Sir Charles Villiers Stanford (September 30, 1852 ? 29 March 1924) was an Irish composer.
Stanford was born in Dublin, the only son of John Stanford, examiner in the Court of Chancery (Dublin) and clerk of the Crown, County Meath. Both parents were accomplished amateur musicians; his father sang bass and his mother was a pianist. Charles trained under R. M. Levey (violin), Miss Meeke, Mrs Joseph Robinson, Miss Flynn and Michael Quarry (piano); and Sir Robert Stewart taught him composition and organ. His precocious ability was recorded in an article in The Musical Times in December 1898.
He came to London as a pupil of Arthur O'Leary and Ernst Pauer in 1862, and in 1870 won a scholarship to Queens' College, Cambridge, moving to Trinity College in 1873, and succeeding J. L. Hopkins as college organist, a post he held until 1892. His appointment as conductor of the Cambridge University Musical Society gave him great opportunities, and the fame which the society soon obtained was in the main due to Stanford's energies.
At that time women were not allowed in the chorus, but during his tenure many interesting performances and revivals took place. From 1874 to 1877 he was given leave of absence for part of each year to complete his studies in Germany, where he studied with Carl Reinecke and Friedrich Kiel. He took his BA degree in 1874 and MA in 1878, and was given the honorary degree of D.Mus. at Oxford in 1883 and at Cambridge in 1888.
He first became known as a composer with his incidental music to Tennyson's Queen Mary (Lyceum, 1876); and in 1881 his first opera, The Veiled Prophet, was given at Hanover (revived at Covent Garden, 1893); this was succeeded by Savonarola (Hamburg, April, and Covent Garden, July 1884), and The Canterbury Pilgrims (Drury Lane, 1884). A long interval separates these from his later operas: Shamus O'Brien, a delightful piece of Irish dramatic writing (Opera Comique, 1896) Much Ado About Nothing (Covent Garden, 1901), The Critic (Shaftesbury Theatre, London, 1916), and The Travelling Companion (David Lewis Theatre, Liverpool, 1925).
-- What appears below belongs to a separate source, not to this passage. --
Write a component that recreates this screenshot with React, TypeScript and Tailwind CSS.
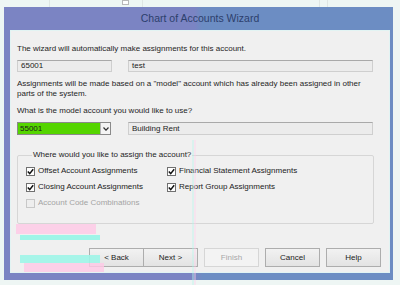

He was appointed professor of composition at the Royal College of Music in 1883; was conductor of the Bach Choir from 1886 to 1902; was professor of music at Cambridge, succeeding Sir G. A. Macfarren from 1887; conductor of the Leeds Philharmonic Society from 1897 to 1909, and of the Leeds Festival from 1901 to 1910. He was knighted in 1902.